In the design and condition assessment of bridges, the extreme vehicle load effects are necessary to be taken into consideration, which may occur during the service period of bridges. In order to obtain an accurate extrapolation of the extreme value based on limited duration, threshold selection is a critical step in the peak-over-threshold method. Overly high threshold results in little information to be used and excessively low threshold leads to large bias in parameters estimation of generalized Pareto distribution. To investigate this issue, 417 days of strain data acquired from the long-term structural health monitoring system of Taiping Lake Bridge in China are employed in this article. According to the tail distribution of the strain data induced by vehicle loads, four homothetic distributions are chosen as its parent distribution, from which lots of random samples are generated by the Monte Carlo method. For each parent distribution, the 100-yearly extreme values at different thresholds are estimated and compared with the theoretical value based on those samples. Then a simple and empirical threshold selection method is proposed and applied to estimate the weekly extreme strain due to vehicle loads on the Taiping Lake Bridge.

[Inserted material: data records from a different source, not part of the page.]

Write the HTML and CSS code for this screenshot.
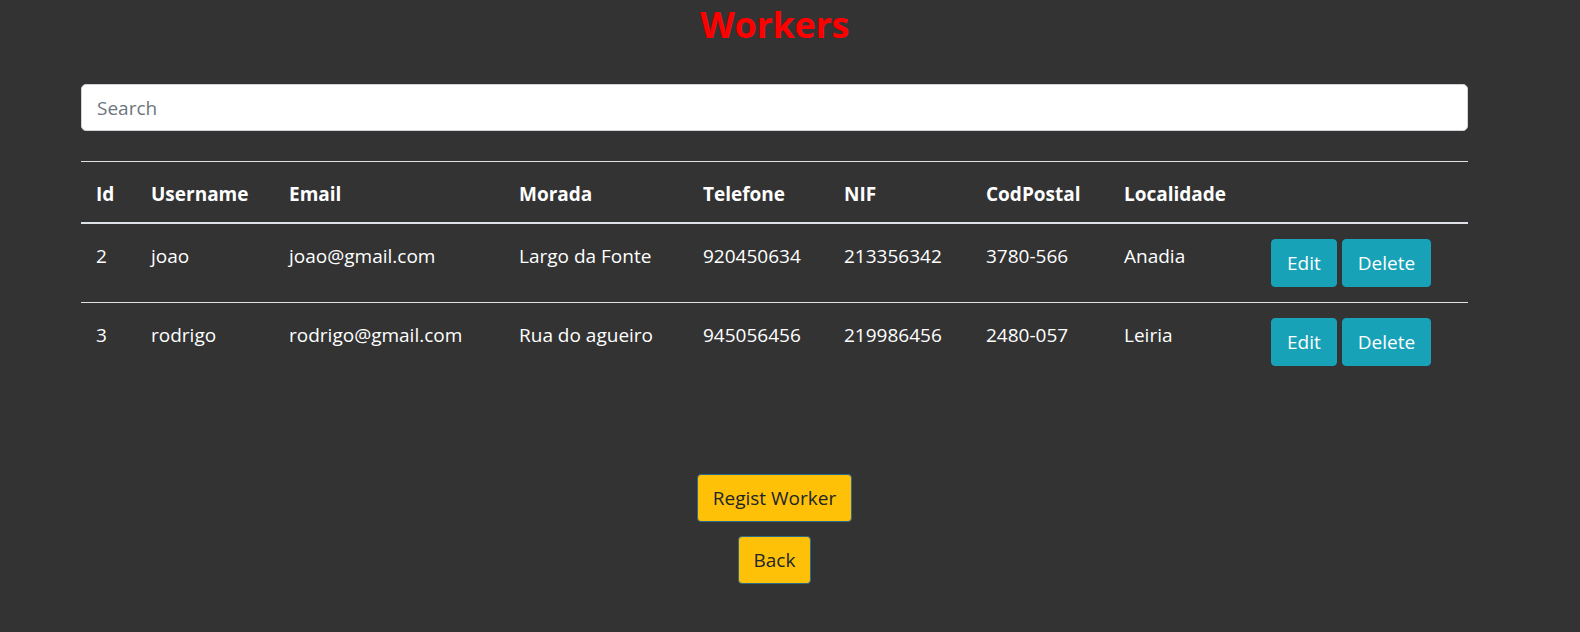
FILE: index.html
```html
<!DOCTYPE html>
<html lang="pt">
<head>
<meta charset="utf-8">
<title>Workers</title>
<link rel="stylesheet" href="styles.css">
</head>
<body>
<div class="page">
  <h2 class="title">Workers</h2>
  <input class="search" type="text" placeholder="Search">
  <table class="table">
    <thead>
      <tr>
        <th class="c-id">Id</th>
        <th class="c-user">Username</th>
        <th class="c-email">Email</th>
        <th class="c-morada">Morada</th>
        <th class="c-tel">Telefone</th>
        <th class="c-nif">NIF</th>
        <th class="c-cod">CodPostal</th>
        <th class="c-loc">Localidade</th>
        <th class="c-act"></th>
      </tr>
    </thead>
    <tbody>
      <tr>
        <td>2</td>
        <td>joao</td>
        <td>joao@gmail.com</td>
        <td>Largo da Fonte</td>
        <td>920450634</td>
        <td>213356342</td>
        <td>3780-566</td>
        <td>Anadia</td>
        <td class="actions"><button class="btn btn-info">Edit</button><button class="btn btn-info">Delete</button></td>
      </tr>
      <tr>
        <td>3</td>
        <td>rodrigo</td>
        <td>rodrigo@gmail.com</td>
        <td>Rua do agueiro</td>
        <td>945056456</td>
        <td>219986456</td>
        <td>2480-057</td>
        <td>Leiria</td>
        <td class="actions"><button class="btn btn-info">Edit</button><button class="btn btn-info">Delete</button></td>
      </tr>
    </tbody>
  </table>
  <div class="bottom">
    <button class="btn btn-warning">Regist Worker</button>
    <button class="btn btn-warning">Back</button>
  </div>
</div>
</body>
</html>
```
FILE: styles.css
```css
* { box-sizing: border-box; }
html, body { margin: 0; padding: 0; }
body {
  background: #333333;
  color: #ffffff;
  font-family: "Open Sans", "Noto Sans", sans-serif;
  font-size: 19px;
  line-height: 30px;
  width: 1580px;
  height: 632px;
  overflow: hidden;
}
.page {
  width: 1387px;
  margin-left: 81px;
  display: flex;
  flex-direction: column;
}
.title {
  margin: 0;
  padding-top: 2px;
  text-align: center;
  color: #ff0000;
  font-weight: 700;
  font-size: 36px;
  line-height: 46px;
  height: 48px;
  letter-spacing: -0.3px;
}
.search {
  margin-top: 36px;
  width: 100%;
  height: 47px;
  padding: 7px 15px;
  border: 1px solid #ced4da;
  border-radius: 5px;
  background: #ffffff;
  font-family: inherit;
  font-size: 19px;
  color: #495057;
  outline: none;
}
.search::placeholder { color: #6c757d; }
.table {
  margin-top: 30px;
  width: 100%;
  border-collapse: collapse;
  table-layout: fixed;
}
.table th, .table td {
  text-align: left;
  vertical-align: top;
  padding: 15px 15px;
  border-top: 1px solid #dee2e6;
  white-space: nowrap;
}
.table thead th {
  font-weight: 700;
  border-bottom: 2px solid #dee2e6;
  padding-top: 17px;
  padding-bottom: 13px;
}
.table td { padding-top: 17px; padding-bottom: 13px; }
.table td.actions { padding-top: 15px; padding-bottom: 15px; }
.c-id { width: 55px; }
.c-user { width: 138px; }
.c-email { width: 230px; }
.c-morada { width: 184px; }
.c-tel { width: 141px; }
.c-nif { width: 142px; }
.c-cod { width: 138px; }
.c-loc { width: 147px; }
.c-act { width: auto; }
.btn {
  font-family: inherit;
  font-size: 19px;
  line-height: 30px;
  padding: 8px 15px;
  border-radius: 4px;
  border: 1px solid transparent;
  cursor: pointer;
}
.actions .btn + .btn { margin-left: 5px; }
.btn-info {
  background: #17a2b8;
  border-color: #17a2b8;
  color: #ffffff;
}
.btn-warning {
  background: #ffc107;
  border-color: #2c6a8a;
  color: #212529;
}
.bottom {
  margin-top: 93px;
  display: flex;
  flex-direction: column;
  align-items: center;
  gap: 14px;
}
```
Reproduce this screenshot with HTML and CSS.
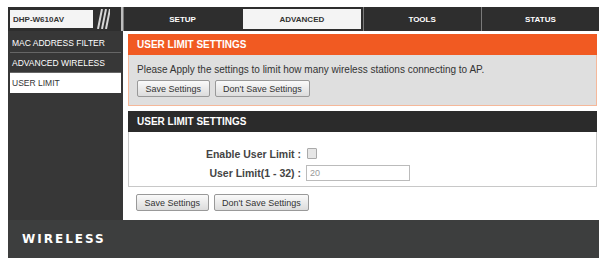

Results show that the estimate on the basis of the threshold obtained by the proposed method is closer to the measured result than the commonly used methods. The proposed method can be an effective threshold selection tool for the extreme value estimation of vehicle load effect in future engineering practice.

Suggested Citation

  • Xia Yang & Jing Zhang & Wei-Xin Ren, 2018. "Threshold selection for extreme value estimation of vehicle load effect on bridges," International Journal of Distributed Sensor Networks, , vol. 14(2), pages 15501477187, February.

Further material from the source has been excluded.